Subsequent to the hearing in this case, I heard another case involving attorney’s fees. Although the issue was not exactly the same in that case, counsel did cite several cases that led me to do more research on the issue presented in this case.
After considering the cases listed below, I conclude that, in any case for the recoveiy of attorney’s fees from a client, the attorney must establish, as an element of the attorney’s prima facie case, that the fees charged are reasonable and necessary. This rule applies even when the amount is fixed by contract because the law closely governs attorney-client relationships. Further, the party claiming the legal fees has the burden of proving prima facie that the fees are reasonable and were necessary.
[384]*384If an attorney can recover only reasonable and necessaty’s fees from his client, then any other person obligated to pay the client’s legal fees is only responsible for reasonable and necessaty’s fees.
I base my foregoing opinion on the following cases: Beale v. King, 204 Va. 443 (1963); Mullins v. Richlands National Bank, 241 Va. 447 (1991); Seyfarth, Shaw v. Lake Fairfax Seven, Ltd. Prtnrshp., 253 Va. 93 (1997); Chawla v. BurgerBusters, Inc., 255 Va. 616 (1998); Elstner v. Golden, 56 Va. Cir. 378 (2001) (Spotsylvania County); Turner v. Yeatras, 49 Va. Cir. 395 (1999) (Winchester City).

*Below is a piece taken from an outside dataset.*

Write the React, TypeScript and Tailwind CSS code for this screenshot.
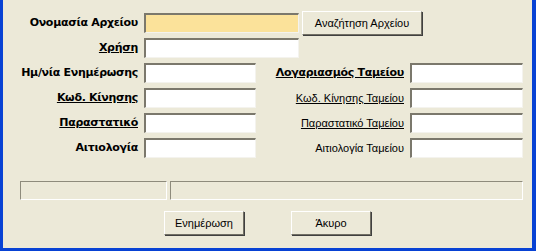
const base = "font-['Liberation_Sans','Arial',sans-serif]";
const bold = "font-['DejaVu_Sans','Verdana',sans-serif] font-bold tracking-[-0.3px]";

const sunken =
  "h-[20px] border-t-2 border-l-2 border-b border-r border-t-[#7b786c] border-l-[#7b786c] border-b-[#f4f3ee] border-r-[#f4f3ee]";

function Field({ width, yellow }: { width: string; yellow?: boolean }) {
  return <div className={`${sunken} ${width} ${yellow ? "bg-[#fbe29a]" : "bg-white"}`} />;
}

function XpButton({ label, width }: { label: string; width: string }) {
  return (
    <button
      className={`${width} h-[24px] border border-t-white border-l-white border-b-[#716f64] border-r-[#716f64] bg-[#ece9d8] text-[11px] text-black shadow-[1px_1px_0_#404040]`}
    >
      {label}
    </button>
  );
}

type Row = {
  left: string;
  leftStyle: string;
  right?: string;
  rightStyle?: string;
};

const rows: Row[] = [
  { left: "Ημ/νία Ενημέρωσης", leftStyle: bold, right: "Λογαριασμός Ταμείου", rightStyle: `${bold} underline` },
  { left: "Κωδ. Κίνησης", leftStyle: `${bold} underline`, right: "Κωδ. Κίνησης Ταμείου", rightStyle: "underline" },
  { left: "Παραστατικό", leftStyle: `${bold} underline`, right: "Παραστατικό Ταμείου", rightStyle: "underline" },
  { left: "Αιτιολογία", leftStyle: bold, right: "Αιτιολογία Ταμείου", rightStyle: "" },
];

export default function App() {
  return (
    <div
      className={`${base} h-[251px] w-[536px] border-b-[3px] border-l-[3px] border-r-[4px] border-[#0842d4] bg-[#ece9d8] text-[11px] text-black`}
    >
      <div className="flex flex-col pt-[11px]">
        <div className="flex h-[24px] items-center">
          <span className={`w-[135px] text-right ${bold}`}>Ονομασία Αρχείου</span>
          <div className="ml-[6px]">
            <Field width="w-[155px]" yellow />
          </div>
          <div className="ml-[3px]">
            <XpButton label="Αναζήτηση Αρχείου" width="w-[120px]" />
          </div>
        </div>
        <div className="mt-[3px] flex h-[20px] items-center">
          <span className={`w-[135px] text-right underline ${bold}`}>Χρήση</span>
          <div className="ml-[6px]">
            <Field width="w-[155px]" />
          </div>
        </div>
        <div className="mt-[5px] flex flex-col gap-[5px]">
          {rows.map((r) => (
            <div key={r.left} className="flex h-[20px] items-center">
              <span className={`w-[135px] text-right ${r.leftStyle}`}>{r.left}</span>
              <div className="ml-[6px]">
                <Field width="w-[112px]" />
              </div>
              <span className={`w-[148px] text-right ${r.rightStyle}`}>{r.right}</span>
              <div className="ml-[6px]">
                <Field width="w-[113px]" />
              </div>
            </div>
          ))}
        </div>
        <div className="mt-[23px] flex gap-[3px] pl-[17px]">
          <div className="h-[19px] w-[147px] border border-t-[#8e8b7c] border-l-[#8e8b7c] border-b-white border-r-white" />
          <div className="h-[19px] w-[353px] border border-t-[#8e8b7c] border-l-[#8e8b7c] border-b-white border-r-white" />
        </div>
        <div className="mt-[11px] flex pl-[161px]">
          <XpButton label="Ενημέρωση" width="w-[80px]" />
          <div className="ml-[47px]">
            <XpButton label="Άκυρο" width="w-[80px]" />
          </div>
        </div>
      </div>
    </div>
  );
}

I reverse my decision denying Ms. Prince’s Motion to Determine Reasonable Attorney’s Fees. She is entitled to challenge the reasonableness and necessity of Mr. Prince’s attorney’s fees both as a defense to the Rule and by her Motion.

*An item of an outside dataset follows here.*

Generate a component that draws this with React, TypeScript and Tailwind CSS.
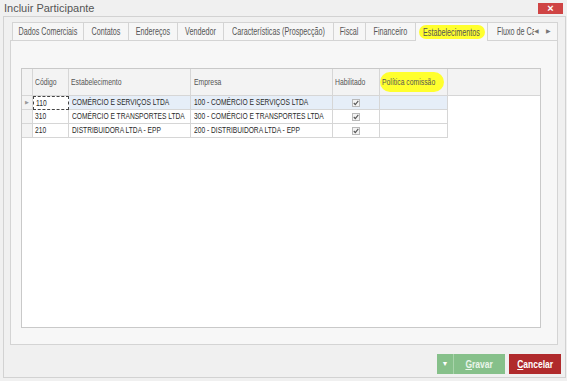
import React from "react";

const FONT = "font-['Liberation_Sans',Arial,sans-serif]";

function T({ children, c = "origin-left" }: { children: React.ReactNode; c?: string }) {
  return <span className={`inline-block whitespace-nowrap scale-x-[0.72] ${c}`}>{children}</span>;
}

function D({ children }: { children: React.ReactNode }) {
  return <span className="inline-block whitespace-nowrap scale-x-[0.7] origin-left">{children}</span>;
}

const tabs: { label: string; w: string; selected?: boolean }[] = [
  { label: "Dados Comerciais", w: "w-[71px]" },
  { label: "Contatos", w: "w-[45px]" },
  { label: "Endereços", w: "w-[49px]" },
  { label: "Vendedor", w: "w-[46px]" },
  { label: "Características (Prospecção)", w: "w-[110px]" },
  { label: "Fiscal", w: "w-[32px]" },
  { label: "Financeiro", w: "w-[50px]" },
  { label: "Estabelecimentos", w: "w-[72px]", selected: true },
];

const rows = [
  { cod: "110", est: "COMÉRCIO E SERVIÇOS LTDA", emp: "100 - COMÉRCIO E SERVIÇOS LTDA", sel: true },
  { cod: "310", est: "COMÉRCIO E TRANSPORTES LTDA", emp: "300 - COMÉRCIO E TRANSPORTES LTDA" },
  { cod: "210", est: "DISTRIBUIDORA LTDA - EPP", emp: "200 - DISTRIBUIDORA LTDA - EPP" },
];

function Check() {
  return (
    <div className="w-[8px] h-[8px] border border-[#b9b9b9] bg-[#f4f4f4] flex items-center justify-center">
      <svg width="6" height="6" viewBox="0 0 6 6">
        <path d="M0.8 3 L2.3 4.6 L5.3 0.9" fill="none" stroke="#555" strokeWidth="1.1" />
      </svg>
    </div>
  );
}

export default function App() {
  return (
    <div className={`w-[567px] h-[381px] bg-[#f0f0f0] overflow-hidden ${FONT}`}>
      {/* title bar */}
      <div className="h-[16px] flex items-start justify-between">
        <div className="pl-[4px] pt-[1px] text-[11px] leading-[14px] text-[#555]">Incluir Participante</div>
        <div className="mt-[3px] mr-[4px] w-[25px] h-[11px] bg-[#cf4444] flex items-center justify-center text-white text-[11px] leading-none font-bold">
          ×
        </div>
      </div>

      {/* frame */}
      <div className="ml-[3px] w-[563px] h-[362px] border border-[#d2d2d2] flex flex-col">
        {/* tabs */}
        <div className="mt-[5px] ml-[8px] w-[546px] h-[18px] flex border-t border-l border-r border-[#d4d4d4] bg-[#f6f6f6] relative z-10">
          {tabs.map((t) => (
            <div
              key={t.label}
              className={`${t.w} shrink-0 border-r border-[#d4d4d4] flex items-center justify-center text-[10px] text-[#555] ${
                t.selected ? "h-[18px] bg-[#f8f8f8]" : "h-[17px]"
              }`}
            >
              {t.selected ? (
                <span className="bg-[#ffff2e] rounded-[8px] w-[66px] h-[14px] flex items-center justify-center">
                  <T c="origin-center">{t.label}</T>
                </span>
              ) : (
                <T c="origin-center">{t.label}</T>
              )}
            </div>
          ))}
          <div className="w-[46px] h-[17px] shrink-0 overflow-hidden flex items-center pl-[9px] text-[10px] text-[#555]">
            <T>Fluxo de Caixa</T>
          </div>
          <div className="flex-1 h-[17px] flex items-center justify-end gap-[7px] pr-[7px] text-[6px] text-[#777]">
            <span>◀</span>
            <span>▶</span>
          </div>
        </div>

        {/* panel */}
        <div className="ml-[6px] w-[548px] h-[305px] border border-[#d4d4d4] bg-[#f7f7f7] shrink-0">
          <div className="ml-[10px] mt-[27px] w-[520px] h-[260px] border border-[#c9c9c9] bg-white flex flex-col">
            {/* header */}
            <div className="h-[27px] flex border-b border-[#d6d6d6] bg-[#f3f3f3] text-[9.5px] text-[#555]">
              <div className="w-[11px] shrink-0 border-r border-[#d6d6d6]" />
              <div className="w-[36px] shrink-0 border-r border-[#d6d6d6] flex items-center pl-[2px] pt-[1px]"><T>Código</T></div>
              <div className="w-[122px] shrink-0 border-r border-[#d6d6d6] flex items-center pl-[2px] pt-[1px]"><T>Estabelecimento</T></div>
              <div className="w-[142px] shrink-0 border-r border-[#d6d6d6] flex items-center pl-[3px] pt-[1px]"><T>Empresa</T></div>
              <div className="w-[47px] shrink-0 border-r border-[#d6d6d6] flex items-center pl-[2px] pt-[1px]"><T>Habilitado</T></div>
              <div className="w-[68px] shrink-0 border-r border-[#d6d6d6] flex items-center py-[2px]">
                <div className="w-[64px] h-[20px] bg-[#ffff2e] rounded-[10px] flex items-center pl-[2px] pt-[1px]"><T>Política comissão</T></div>
              </div>
              <div className="flex-1" />
            </div>
            {/* rows */}
            {rows.map((r) => (
              <div key={r.cod} className="h-[14px] flex text-[9.5px] text-[#2a2a2a]">
                <div className="w-[11px] shrink-0 border-r border-b border-[#d6d6d6] bg-[#f3f3f3] flex items-center justify-center text-[5px] text-[#999]">
                  {r.sel ? "▶" : ""}
                </div>
                <div
                  className={`w-[36px] shrink-0 flex items-center pl-[2px] ${
                    r.sel ? "border border-dashed border-[#444] bg-white" : "border-r border-b border-[#d6d6d6]"
                  }`}
                >
                  <D>{r.cod}</D>
                </div>
                <div className={`w-[122px] shrink-0 border-r border-b border-[#d6d6d6] flex items-center pl-[3px] ${r.sel ? "bg-[#e6eef8]" : ""}`}>
                  <D>{r.est}</D>
                </div>
                <div className={`w-[142px] shrink-0 border-r border-b border-[#d6d6d6] flex items-center pl-[3px] ${r.sel ? "bg-[#e6eef8]" : ""}`}>
                  <D>{r.emp}</D>
                </div>
                <div className={`w-[47px] shrink-0 border-r border-b border-[#d6d6d6] flex items-center justify-center ${r.sel ? "bg-[#e6eef8]" : ""}`}>
                  <Check />
                </div>
                <div className={`w-[68px] shrink-0 border-r border-b border-[#d6d6d6] ${r.sel ? "bg-[#e6eef8]" : ""}`} />
              </div>
            ))}
          </div>
        </div>

        {/* buttons */}
        <div className="mt-[9px] flex justify-end gap-[4px] pr-[4px]">
          <div className="h-[20px] w-[68px] bg-[#86c08a] flex text-[10px] font-bold">
            <div className="w-[17px] border-r border-[#a9d4ab] flex items-center justify-center text-[7px] text-white">▼</div>
            <div className="flex-1 flex items-center justify-center text-[#eaf5ea]">
              <span className="inline-block scale-x-[0.85] origin-center"><span className="underline">G</span>ravar</span>
            </div>
          </div>
          <div className="h-[20px] w-[52px] bg-[#b02a2c] flex items-center justify-center text-[10px] font-bold text-white">
            <span className="inline-block scale-x-[0.85] origin-center"><span className="underline">C</span>ancelar</span>
          </div>
        </div>
      </div>
    </div>
  );
}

The ruling set forth in paragraph 3 of the order entered September 12, 2005, is vacated. “A trial court is empowered to change a legal determination as long as it retains jurisdiction over the proceedings before it.” Turner v. Wexler, 244 Va. 124 (1992).
If the parties cannot agree on the amount of attorney’s fees to be paid by Ms. Prince, then counsel may schedule a further hearing. If such a hearing is scheduled, then Mr. Prince has the burden or proving prima facie that the fees are reasonable and were necessary and Ms. Prince will have the opportunity to present evidence tending to show a lack of reasonableness and/or necessity.